The fame of La Tomatera went beyond local borders to the point of being visited by Batista, who was welcomed in pomp by the US owners. They expressed their support for the president, who, in general, gave the keys of the Cuban economy to the foreign monopolies, mainly those from America.
THEY INTENDED TO STAY HERE …
Aquí pensaban seguir/ tragando y tragando tierra… (They intended to stay here / swallowing and swallowing land …) In this way, singer-songwriter Carlos Puebla described how the island was swallowed up by foreign capital and the corrupt governments of the day. But, he also wrote: Y en eso llegó Fidel… (But then Fidel showed up…)
Like in the rest of Cuba, the process of nationalization was also implemented in what would later be the municipality of La Sierpe and, consequently, the large rice areas, cattle farms and other cultivatons in the hands of American and Cuban landowners became part of cooperatives first, and later on of people’s farms.
The area where the community of La Sierpe was built belonged to the Piloto Farm, dedicated to livestock raising. His owner —named Talavera— left the country after 1959. Until now, it is not known if he —if still alive— or his descendants have filed any suit under the Helms-Burton Act protection.
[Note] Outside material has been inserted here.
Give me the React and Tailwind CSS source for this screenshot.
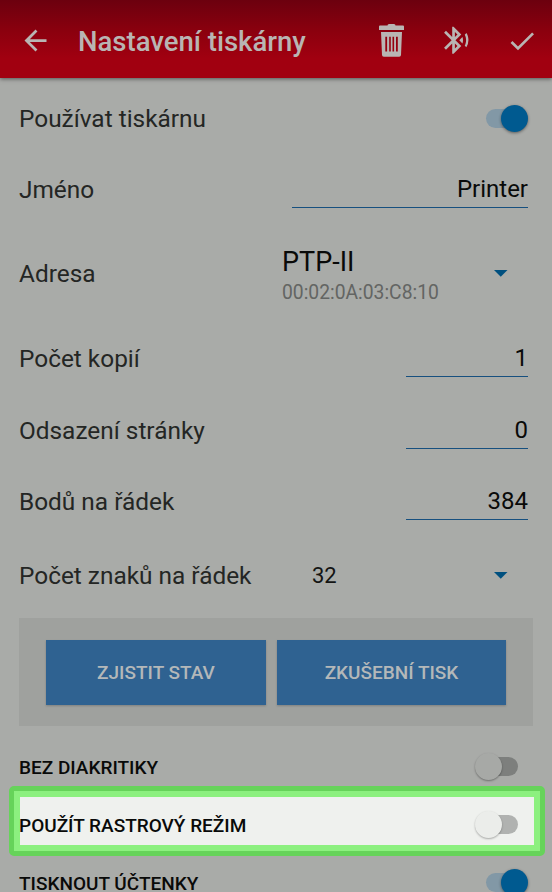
import React from 'react';
import { MdArrowBack, MdBluetoothAudio, MdCheck } from 'react-icons/md';

function TrashIcon() {
  return (
    <svg width="25" height="33" viewBox="0 0 25 33" fill="currentColor" aria-hidden="true">
      <path d="M8.500 1.500Q8.500 0 10 0h5q1.500 0 1.500 1.500H24q1 0 1 1V6H0V2.500q0-1 1-1z" />
      <path
        fillRule="evenodd"
        d="M2 8h21l-1 23q-.1 1.700-1.800 1.700H4.800Q3.100 32.700 3 31zM6.300 12.700V27.500h1.800V12.700zM10.200 12.700V27.500h1.600V12.700zM13.500 12.700V27.500h1.600V12.700zM17 12.700V27.500h1.800V12.700z"
      />
    </svg>
  );
}

function Header() {
  return (
    <header className="relative z-10 flex h-[78px] shrink-0 items-center bg-linear-to-b from-[#6c000e] via-[#8b000e] via-40% to-[#a10010] to-75% pl-[19px] pr-[14px] text-[#b9b5b3] shadow-[0_1px_4px_rgba(0,0,0,0.5)]">
      <MdArrowBack size={33} className="mt-[3px]" />
      <h1 className="ml-[26px] mt-[5px] flex-1 text-[27.5px] font-medium leading-8 whitespace-nowrap">
        Nastavení tiskárny
      </h1>
      <div className="mt-[2px] flex items-center">
        <TrashIcon />
        <MdBluetoothAudio size={32.500} className="ml-[36px]" />
        <MdCheck size={32} className="ml-[34px] mt-px" />
      </div>
    </header>
  );
}

function Toggle({ on, bright }) {
  if (on) {
    return (
      <span className="relative mb-0.5 block h-[19px] w-[42px]">
        <span className="block h-[19px] w-[36px] rounded-full bg-[#8298a6]" />
        <span className="absolute -top-1 right-0 size-[27px] rounded-full bg-[#005a90] shadow-[0_1px_3px_rgba(0,0,0,0.45)]" />
      </span>
    );
  }
  return (
    <span className="relative mr-[10px] mb-0.5 block h-[19px] w-[42px]">
      <span
        className={
          bright
            ? 'ml-auto block h-[19px] w-[36px] rounded-full bg-[#b0b2b0]'
            : 'ml-auto block h-[19px] w-[36px] rounded-full bg-[#7d7f7d]'
        }
      />
      <span
        className={
          bright
            ? 'absolute -top-1 -left-px size-[27px] rounded-full bg-[#ebedea] shadow-[0_1px_2px_rgba(0,0,0,0.3)]'
            : 'absolute -top-1 -left-px size-[27px] rounded-full bg-[#a7a9a6] shadow-[0_1px_2px_rgba(0,0,0,0.35)]'
        }
      />
    </span>
  );
}

function Caret() {
  return (
    <svg width="14" height="7" viewBox="0 0 14 7" className="mr-5 mb-px" aria-hidden="true">
      <path d="M0 0h13.500L6.750 6.800z" fill="#00507f" />
    </svg>
  );
}

function Row({ label, className, children }) {
  return (
    <div className={`flex items-center pl-[19px] pr-6 text-2xl text-[#242624] ${className}`}>
      <span className="flex-1 text-[24.4px] whitespace-nowrap">{label}</span>
      {children}
    </div>
  );
}

function Field({ value, className }) {
  return (
    <div className={`h-9 border-b border-[#17507f] text-right leading-[35px] text-[#090a09] ${className}`}>
      {value}
    </div>
  );
}

function SwitchRow({ label, on, bright }) {
  return (
    <div className="flex h-[58px] shrink-0 items-center justify-between pl-[19px] pr-6 text-[19px] font-medium text-[#090a09]">
      <span className="pt-0.5 leading-4">{label}</span>
      <Toggle on={on} bright={bright} />
    </div>
  );
}

export default function App() {
  return (
    <div className="flex h-[892px] w-[552px] flex-col overflow-hidden bg-[#a9aba8] font-['Roboto',sans-serif]">
      <Header />
      <main className="flex flex-col">
        <Row label="Používat tiskárnu" className="h-[82px]">
          <Toggle on />
        </Row>
        <Row label="Jméno" className="h-[60px]">
          <Field value="Printer" className="w-[236px]" />
        </Row>
        <Row label="Adresa" className="h-[108px]">
          <div className="flex w-[246px] items-center justify-between">
            <div className="pt-[5px]">
              <div className="text-[27px] leading-8 text-[#090a09]">PTP-II</div>
              <div className="text-[19.3px] leading-[30px] text-[#636563]">00:02:0A:03:C8:10</div>
            </div>
            <Caret />
          </div>
        </Row>
        <Row label="Počet kopií" className="h-[62px]">
          <Field value="1" className="w-[122px]" />
        </Row>
        <Row label="Odsazení stránky" className="h-[82px]">
          <Field value="0" className="w-[122px]" />
        </Row>
        <Row label="Bodů na řádek" className="h-[60px]">
          <Field value="384" className="w-[122px]" />
        </Row>
        <Row label="Počet znaků na řádek" className="h-[86px] pt-0.5">
          <div className="flex w-[216px] items-center justify-between">
            <span className="text-[22px] text-[#131413]">32</span>
            <Caret />
          </div>
        </Row>

        <div className="ml-[19px] flex h-[108px] w-[514px] gap-[11px] bg-[#9fa19e] px-[27px] pt-[22px] text-[19px] font-medium text-[#b4b8b9]">
          <button className="h-[65px] w-[220px] bg-[#2f6291] pt-0.5 shadow-[0_1px_2px_rgba(0,0,0,0.2)]">ZJISTIT STAV</button>
          <button className="h-[65px] w-[229px] bg-[#2f6291] pt-0.5 shadow-[0_1px_2px_rgba(0,0,0,0.2)]">ZKUŠEBNÍ TISK</button>
        </div>

        <div className="mt-3 flex flex-col">
          <SwitchRow label="BEZ DIAKRITIKY" />
          <div className="relative">
            {/* highlight frame around the raster mode switch */}
            <div className="absolute -top-[10px] left-[9px] h-[70px] w-[536px] rounded-[5px] border-[5px] border-[#66d35a]">
              <div className="h-full w-full border-[6px] border-[#8cf07f] bg-[#eff1ee]" />
            </div>
            <div className="relative">
              <SwitchRow label="POUŽÍT RASTROVÝ REŽIM" bright />
            </div>
          </div>
          <SwitchRow label="TISKNOUT ÚČTENKY" on />
        </div>
      </main>
    </div>
  );
}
A similar unviable demand could also be established by the relatives of Francisco del Valle —also holder of the American citizenship—, who used to own the Natividad Sugar Mill, one of the 36 nationalized on August 6, 1960.
At that time, the Valle-Iznaga family owned large expanses of land, much of which is today in possession of the Grain Company Sur del Jíbaro and its productive units, which also includes areas nationalized from Americans who came here to do easy business.